The Hon’ble Apex Court in Gaurav Nagpal v. Sumedha Nagpal, (2009) 1 SCC 42, stated in detail the law relating to custody in England and America and pointed that even in those jurisdictions, welfare of the minor child is the first and paramount consideration and in order to determine child custody, the jurisdiction exercised by the court rests on its own inherent equality powers where the court acts as “parens patriae”.
The word welfare used in Section 13 of the Hindu Minority and Guardianship Act, 1956 has to be construed literally and must be taken in its widest sense. The moral and ethical welfare of the child must also weigh with the court as well as its physical well being. Though the provisions of the special statutes which govern the rights of the parents or guardians may be taken into consideration, there is nothing which can stand in the way of the court exercising its parens patriae jurisdiction arising in such cases.

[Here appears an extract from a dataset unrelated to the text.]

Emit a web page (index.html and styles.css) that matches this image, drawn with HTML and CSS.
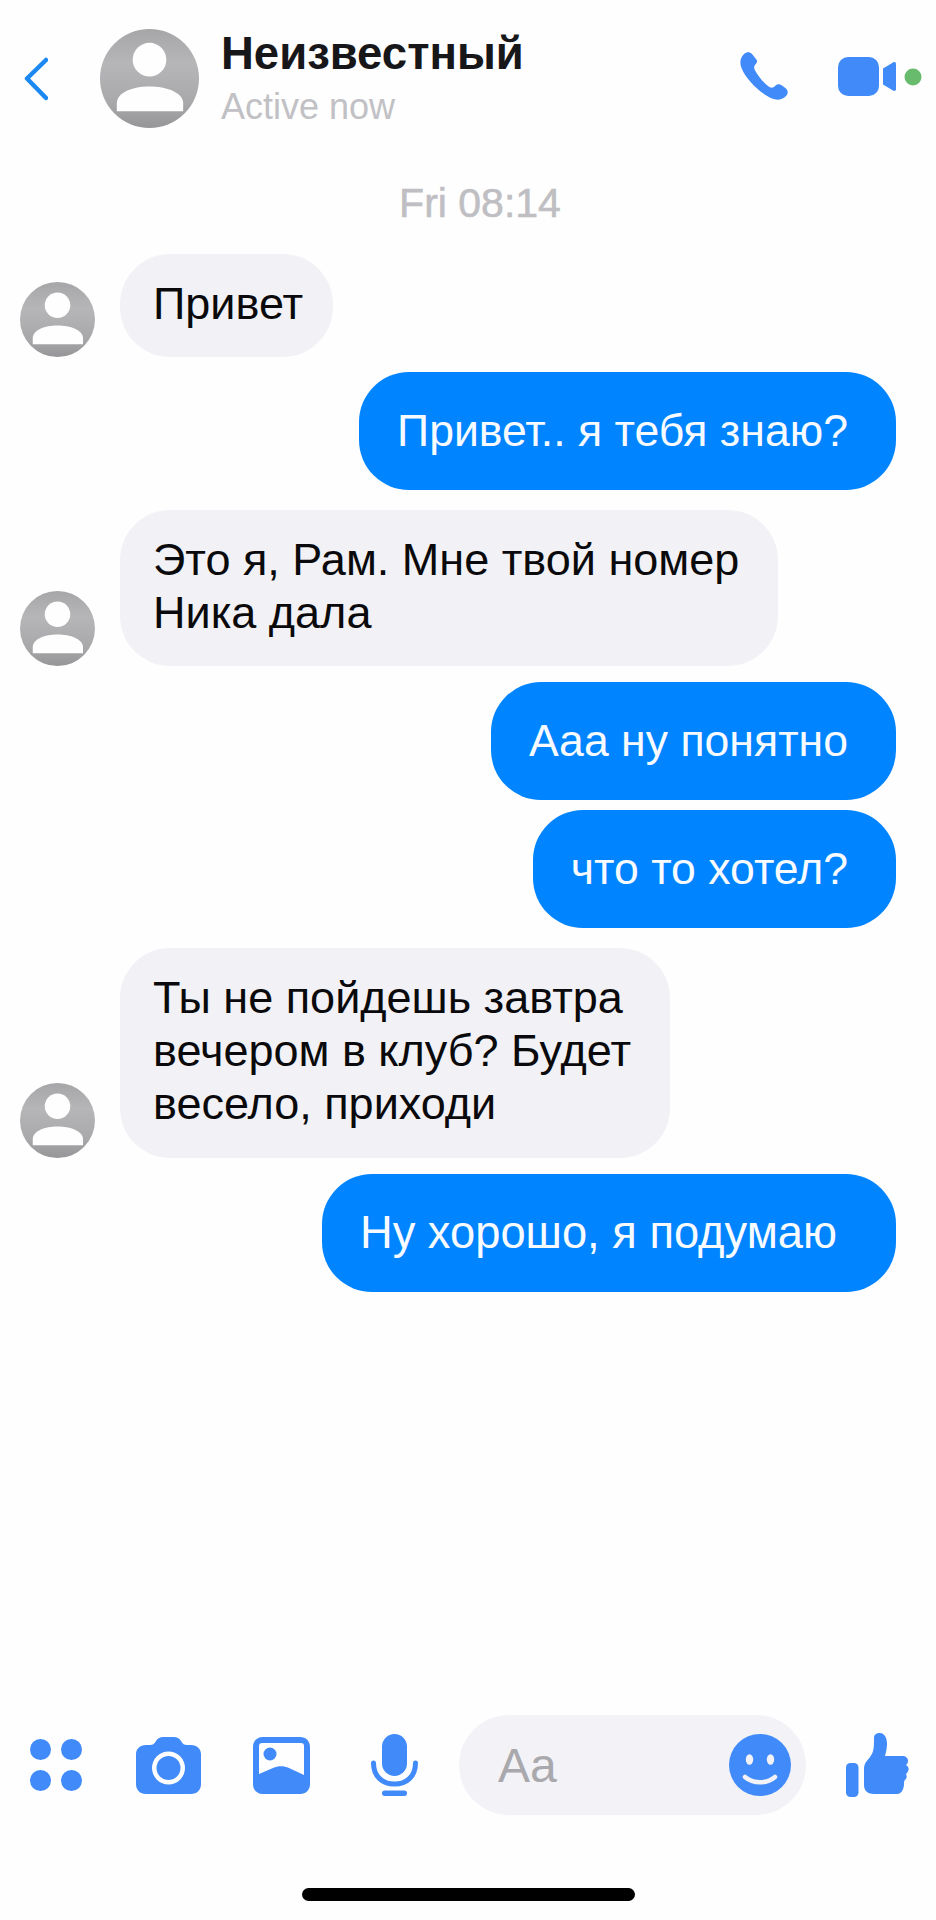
FILE: index.html
```html
<!DOCTYPE html>
<html lang="ru">
<head>
<meta charset="utf-8">
<title>Неизвестный</title>
<link rel="stylesheet" href="styles.css">
</head>
<body>
<svg class="defs" width="0" height="0" aria-hidden="true">
  <defs>
    <linearGradient id="ag" x1="0" y1="0" x2="0" y2="1">
      <stop offset="0" stop-color="#a6a6a8"/>
      <stop offset="0.35" stop-color="#b6b6b8"/>
      <stop offset="0.75" stop-color="#a8a8aa"/>
      <stop offset="1" stop-color="#969698"/>
    </linearGradient>
    <symbol id="avatar" viewBox="0 0 100 100">
      <circle cx="50" cy="50" r="50" fill="url(#ag)"/>
      <circle cx="50" cy="31" r="17" fill="#fefefe"/>
      <path d="M17 83V75C17 64 33 58 50 58C67 58 84 64 84 75V83Z" fill="#fefefe"/>
    </symbol>
  </defs>
</svg>
<main class="screen">
  <header class="header">
    <svg class="back" viewBox="0 0 24 44"><path d="M22 3 3 21.500 22 41" fill="none" stroke="#1c88f2" stroke-width="4.500" stroke-linecap="round" stroke-linejoin="round"/></svg>
    <svg class="avatar-lg"><use href="#avatar"/></svg>
    <div class="who">
      <div class="name">Неизвестный</div>
      <div class="status">Active now</div>
    </div>
    <svg class="phone" viewBox="0 0 48 48"><path fill="#418afa" d="M4 2C7-.5 10 0 12 2L16 7C18 9 17 11 15 13C13.500 14.500 14 17 16 20C19 25 23 30 28 34C31 36.500 33 36 35 34C37 32 39 31.500 42 33.500L46 36.500C48.500 39 48 42 46 44C42 48 37 48.500 32 46.500C22 42.500 6 28 1.500 16C-.5 11 0 6 4 2Z"/></svg>
    <svg class="video" viewBox="0 0 84 40">
      <rect x="0" y="0" width="41" height="39" rx="10" fill="#418afa"/>
      <path fill="#418afa" d="M45 11.500 55 5.500C57 4.500 58 5.500 58 7V32C58 33.500 57 34.500 55 33.500L45 27.500Z"/>
      <circle cx="75" cy="20" r="8.500" fill="#68bb6c"/>
    </svg>
  </header>

  <div class="time">Fri 08:14</div>

  <section class="thread">
    <div class="row in">
      <svg class="avatar-sm"><use href="#avatar"/></svg>
      <div class="bubble gray short">Привет</div>
    </div>
    <div class="row out close">
      <div class="bubble blue">Привет.. я тебя знаю?</div>
    </div>
    <div class="row in far">
      <svg class="avatar-sm"><use href="#avatar"/></svg>
      <div class="bubble gray">Это я, Рам. Мне твой номер<br>Ника дала</div>
    </div>
    <div class="row out">
      <div class="bubble blue">Ааа ну понятно</div>
    </div>
    <div class="row out tight">
      <div class="bubble blue">что то хотел?</div>
    </div>
    <div class="row in far">
      <svg class="avatar-sm"><use href="#avatar"/></svg>
      <div class="bubble gray tall">Ты не пойдешь завтра<br>вечером в клуб? Будет<br>весело, приходи</div>
    </div>
    <div class="row out">
      <div class="bubble blue roomy">Ну хорошо, я подумаю</div>
    </div>
  </section>

  <footer class="composer">
    <svg class="ic-grid" viewBox="0 0 52 52" fill="#418afa">
      <circle cx="10.500" cy="10.500" r="10.500"/><circle cx="41.500" cy="10.500" r="10.500"/>
      <circle cx="10.500" cy="41.500" r="10.500"/><circle cx="41.500" cy="41.500" r="10.500"/>
    </svg>
    <svg class="ic-camera" viewBox="0 0 65 57">
      <path fill="#418afa" fill-rule="evenodd" d="M10 8H14C17 8 18 7 20 4C22 1 24 0 27 0H38C41 0 43 1 45 4C47 7 48 8 51 8H55C61 8 65 12 65 17V47C65 53 61 57 55 57H10C4 57 0 53 0 47V17C0 12 4 8 10 8ZM32.500 14.500A16.500 16.500 0 1 0 32.500 47.500A16.500 16.500 0 1 0 32.500 14.500Z"/>
      <circle cx="32.500" cy="31" r="12" fill="#418afa"/>
    </svg>
    <svg class="ic-image" viewBox="0 0 57 57">
      <path fill="#418afa" fill-rule="evenodd" d="M10 0H47C53 0 57 4 57 10V47C57 53 53 57 47 57H10C4 57 0 53 0 47V10C0 4 4 0 10 0ZM9 6C7 6 6 7 6 9V37L20 31C25 28.500 31 28.500 36 31L51 38V9C51 7 50 6 48 6Z"/>
      <circle cx="17" cy="17" r="6.500" fill="#418afa"/>
    </svg>
    <svg class="ic-mic" viewBox="0 0 47 62">
      <rect x="11" y="0" width="25" height="42" rx="12.500" fill="#418afa"/>
      <path d="M2.500 29C2.500 42 11 50 23.500 50S44.500 42 44.500 29" fill="none" stroke="#418afa" stroke-width="5" stroke-linecap="round"/>
      <rect x="11" y="56.500" width="25" height="5.500" rx="2.700" fill="#418afa"/>
    </svg>
    <div class="input">
      <span class="placeholder">Aa</span>
      <svg class="ic-smile" viewBox="0 0 62 62">
        <circle cx="31" cy="31" r="31" fill="#418afa"/>
        <ellipse cx="20.500" cy="25.500" rx="3.700" ry="5.200" fill="#f3f2f6"/>
        <ellipse cx="41.500" cy="25.500" rx="3.700" ry="5.200" fill="#f3f2f6"/>
        <path d="M16 43C24 50 38 50 46 43" fill="none" stroke="#f3f2f6" stroke-width="4.500" stroke-linecap="round"/>
      </svg>
    </div>
    <svg class="ic-thumb" viewBox="0 0 63 64">
      <rect x="0" y="30" width="12.500" height="34" rx="4.500" fill="#418afa"/>
      <path fill="#418afa" d="M18 36C18 30 21 28 24 24C28 19 28 14 28 5C28 1 31 0 34 0C38 0 41 4 41 11C41 15 40 19 39 23H56C60 23 62 25 62 28C62 30 61 31 60 32C62 33 63 35 62.500 37C62 39 61 40 60 41C61 43 61 45 59 47C58 48 58 49 58 51C58 55 56 61 51 61H28C22 61 18 58 18 52Z"/>
    </svg>
  </footer>
  <div class="home-bar"></div>
</main>
</body>
</html>
```

FILE: styles.css
```css
* { box-sizing: border-box; }

html, body {
  margin: 0;
  padding: 0;
  background: #fefefe;
}

body {
  font-family: "Liberation Sans", Arial, sans-serif;
  color: #0a0a0c;
}

.defs { display: block; width: 0; height: 0; }

.screen {
  width: 936px;
  height: 1920px;
  display: flex;
  flex-direction: column;
  overflow: hidden;
}

/* header */
.header {
  display: flex;
  align-items: flex-start;
  padding: 29px 14px 0 24px;
  height: 128px;
  flex: none;
}
.back { width: 24px; height: 44px; margin-top: 28px; flex: none; }
.avatar-lg { width: 99px; height: 99px; margin-left: 52px; flex: none; }
.who { margin-left: 22px; flex: 1; margin-top: 0; }
.name {
  font-size: 45.500px;
  font-weight: 700;
  line-height: 50px;
  color: #17171a;
}
.status {
  font-size: 36px;
  line-height: 40px;
  margin-top: 8px;
  color: #c1c1c5;
}
.phone { width: 48px; height: 48px; margin-top: 23px; flex: none; }
.video { width: 84px; height: 40px; margin: 28px 0 0 50px; flex: none; }

/* time */
.time {
  margin-top: 53px;
  padding-left: 24px;
  text-align: center;
  font-size: 41px;
  line-height: 44px;
  height: 73px;
  flex: none;
  color: #bfbfc3;
  -webkit-text-stroke: 0.6px #bfbfc3;
}

/* thread */
.thread {
  flex: 1;
  padding: 0 40px 0 20px;
  display: flex;
  flex-direction: column;
}
.row { display: flex; margin-top: 16px; }
.row:first-child { margin-top: 0; }
.row.close { margin-top: 15px; }
.row.far { margin-top: 20px; }
.row.tight { margin-top: 10px; }
.row.in { align-items: flex-end; justify-content: flex-start; }
.row.out { justify-content: flex-end; }

.avatar-sm { width: 75px; height: 75px; margin-right: 25px; flex: none; }

.bubble {
  font-size: 45px;
  line-height: 53px;
  white-space: nowrap;
}
.gray {
  background: #f2f1f5;
  color: #0a0a0c;
  padding: 22.500px 39px 27.500px 33px;
  border-radius: 50px;
}
.gray.short { padding-right: 30px; }
.gray.tall { padding-bottom: 28.500px; }
.blue {
  font-size: 44.600px;
  background: #0084ff;
  color: #f7fbff;
  padding: 32px 48px 33px 38px;
  border-radius: 50px;
}
.blue.roomy { font-size: 45.300px; padding-right: 59px; }

/* composer */
.composer {
  display: flex;
  align-items: center;
  height: 100px;
  padding-left: 30px;
  flex: none;
}
.ic-grid { width: 52px; height: 52px; flex: none; }
.ic-camera { width: 65px; height: 57px; margin-left: 54px; flex: none; }
.ic-image { width: 57px; height: 57px; margin-left: 52px; flex: none; }
.ic-mic { width: 47px; height: 62px; margin-left: 61px; flex: none; }
.input {
  width: 347px;
  height: 100px;
  margin-left: 41px;
  flex: none;
  display: flex;
  align-items: center;
  justify-content: space-between;
  padding: 0 15px 0 39px;
  background: #f3f2f6;
  border-radius: 50px;
}
.placeholder {
  font-size: 48px;
  line-height: 56px;
  padding-top: 2px;
  color: #a9a9ad;
}
.ic-smile { width: 62px; height: 62px; flex: none; }
.ic-thumb { width: 63px; height: 64px; margin-left: 40px; flex: none; }

/* home indicator */
.home-bar {
  width: 333px;
  height: 13px;
  margin: 73px 0 19px 302px;
  background: #000;
  border-radius: 7px;
  flex: none;
}
```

Second justification behind the “welfare” principle is the public interest that stand served with the optimal growth of the children. It is well recognized that children are the supreme asset of the nation. Rightful place of the child in the sizeable fabric has been recognized in many international covenants, which are adopted in this country as well. Child – centric human rights jurisprudence that has been evolved over a period of time is founded on the principle that public good demands proper growth of the child, who are the future of the nation. Vivek Singh v. Romani Singh, (2017) 3 SCC 231.